The question can be asked for any even $d$ and $k=d/2$. I thought it would be easier to start with the simplest case.

If you are interested, here is a proof for the rigidity of induced bases: 

We shall prove that $\lambda_{i_1,\ldots,i_k}$ must be the $k$-minors of some diagonal $d \times d$ matrix.
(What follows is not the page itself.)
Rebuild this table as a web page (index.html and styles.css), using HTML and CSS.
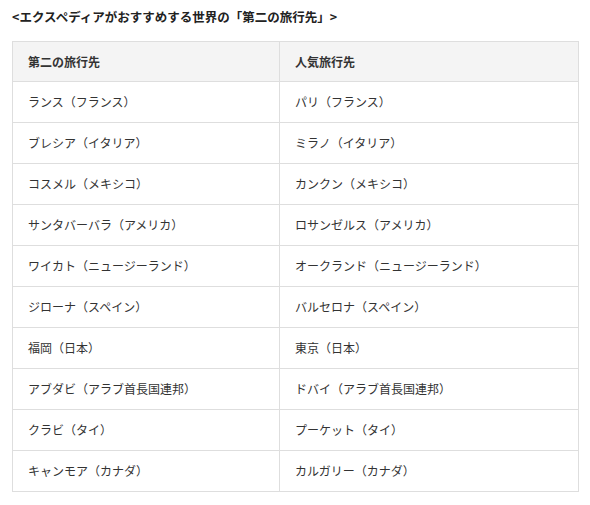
FILE: index.html
```html
<!DOCTYPE html>
<html lang="ja">
<head>
<meta charset="utf-8">
<link rel="stylesheet" href="styles.css">
</head>
<body>
<div class="wrap">
  <p class="title">&lt;エクスペディアがおすすめする世界の「第二の旅行先」&gt;</p>
  <table class="tbl">
    <thead>
      <tr><th class="c1">第二の旅行先</th><th>人気旅行先</th></tr>
    </thead>
    <tbody>
      <tr><td>ランス（フランス）</td><td>パリ（フランス）</td></tr>
      <tr><td>ブレシア（イタリア）</td><td>ミラノ（イタリア）</td></tr>
      <tr><td>コスメル（メキシコ）</td><td>カンクン（メキシコ）</td></tr>
      <tr><td>サンタバーバラ（アメリカ）</td><td>ロサンゼルス（アメリカ）</td></tr>
      <tr><td>ワイカト（ニュージーランド）</td><td>オークランド（ニュージーランド）</td></tr>
      <tr><td>ジローナ（スペイン）</td><td>バルセロナ（スペイン）</td></tr>
      <tr><td>福岡（日本）</td><td>東京（日本）</td></tr>
      <tr><td>アブダビ（アラブ首長国連邦）</td><td>ドバイ（アラブ首長国連邦）</td></tr>
      <tr><td>クラビ（タイ）</td><td>プーケット（タイ）</td></tr>
      <tr><td>キャンモア（カナダ）</td><td>カルガリー（カナダ）</td></tr>
    </tbody>
  </table>
</div>
</body>
</html>
```

FILE: styles.css
```css
html, body {
  margin: 0;
  padding: 0;
  background: #fff;
}
body {
  font-family: "Noto Sans CJK JP", "Noto Sans", sans-serif;
  color: #333;
}
.wrap {
  padding: 7px 12px 0 12px;
}
.title {
  margin: 0;
  font-size: 12.5px;
  font-weight: bold;
  line-height: 20px;
  color: #222;
}
.tbl {
  margin-top: 14px;
  width: 567px;
  border-collapse: collapse;
  font-size: 12px;
}
.tbl th, .tbl td {
  border: 1px solid #dedede;
  text-align: left;
  padding: 0 15px;
  height: 40px;
  line-height: 16px;
  vertical-align: middle;
}
.tbl th {
  background: #f4f4f4;
  font-weight: bold;
  height: 39px;
}
.tbl .c1 {
  width: 236px;
}
```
Suppose that $ \omega^{i_1,\ldots,i_k} =v^{i_1} \wedge \ldots \wedge v^{i_k}$ and $\lambda_{i_1,\ldots,i_k} \omega^{i_1,\ldots,i_k} =u^{i_1} \wedge \ldots \wedge u^{i_k}$ for some bases $u_i,v_i$ of $V$. Then, we have $\text{span}(v_{i_1},\dots,v_{i_k})=\text{span}(u_{i_1},\dots,u_{i_k})$, for every $1 \le i_1 < \ldots < i_k \le d$. This implies that $u_i \in \text{span}(v_i)$: Indeed,
by switching between $i_k$ and $i_{k+1}$ in
$$\text{span}(v_{i_1},\dots,v_{i_{k-1}},v_{i_k})=\text{span}(u_{i_1},\dots,u_{i_{k-1}},u_{i_k}), \tag{1}$$ we obtain
$$\text{span}(v_{i_1},\dots,v_{i_{k-1}},v_{i_{k+1}})=\text{span}(u_{i_1},\dots,u_{i_{k-1}},u_{i_{k+1}}). \tag{2}$$ 
By intersecting (1) and (2), we see that
$$\text{span}(v_{i_1},\dots,v_{i_{k-1}})=\text{span}(u_{i_1},\dots,u_{i_{k-1}}). \tag{3}$$ 
In the passage from $(1)$ to $(3)$ we have "removed" the last vectors $v_{i_k},u_{i_k}$. Continuing in this way, we can remove all vectors until we reach $\text{span}(v_{i_1})=\text{span}(u_{i_1})$.
 A: The $\omega_{i_1,i_2}$ give six distinct two-dimensional spaces $L_1,L'_1,L_2,L'_2,L_3,L'_3$ such that each pair has a one-dimensional intersection except for $L_1\cap L'_1=L_2\cap L'_2=L_3\cap L'_3=0.$
Let $A=L_1\cap L_2,$ $B=L_1\cap L'_2,$ $C=L'_1\cap L_2,$ and $D=L'_1\cap L'_2.$ Then $L_1$ contains $A$ and $B,$ but these are distinct because $L_2\cap L'_2=0.$ So $L_1=A\oplus B$ (direct sum of one-dimensional spaces). Similarly $L'_1=C\oplus D,$ $L_2=A\oplus C,$ and $L'_2=B\oplus D.$ The decomposition $V=A\oplus B\oplus C\oplus D$ will provide the required basis.
Suppose that $L_3$ does not contain $A.$ Then $L_3\cap L_1$ and $L_3\cap L_2$ are distinct, because $L_1\cap L_2=A.$ So $L_3=(L_3\cap L_1)\oplus (L_3\cap L_2)\subset A\oplus B\oplus C.$
Therefore $L_3\cap L'_1\subset (A\oplus B\oplus C)\cap (C\oplus D)=C.$
We have shown that $A\not\subset L_3$ implies $C\subset L_3.$ Swapping $L_1,L'_1,L_2,L'_2$ with $L'_1,L_1,L'_2,L_2$ respectively in this argument swaps $A,B,C,D$ with $D,C,B,A$ respectively.  Swapping $L_1,L'_1,L_2,L'_2$ with $L_2,L'_2,L_1,L'_1$ respectively swaps $A,B,C,D$ with $A,C,B,D$ respectively. Swapping $L_1,L'_1,L_2,L'_2$ with $L'_2,L_2,L'_1,L_1$ respectively swaps $A,B,C,D$ with $D,B,C,A$ respectively. So either of $A\not\subset L_3$ or $D\not\subset L_3$ has the consequence that $B,C\subset L_3.$ This means $L_3=A\oplus D$ or $L_3=B\oplus C.$ And we can swap $L_3$ with $L'_3$ in the argument to get the same conclusion for $L'_3.$ This proves that $L_3$ and $L'_3$ are $A\oplus D$ and $B\oplus C$ in some order. This shows that the $\omega_{i_1,i_2}$ are a rescaling of the basis induced by elements of $A,B,C,D$ respectively.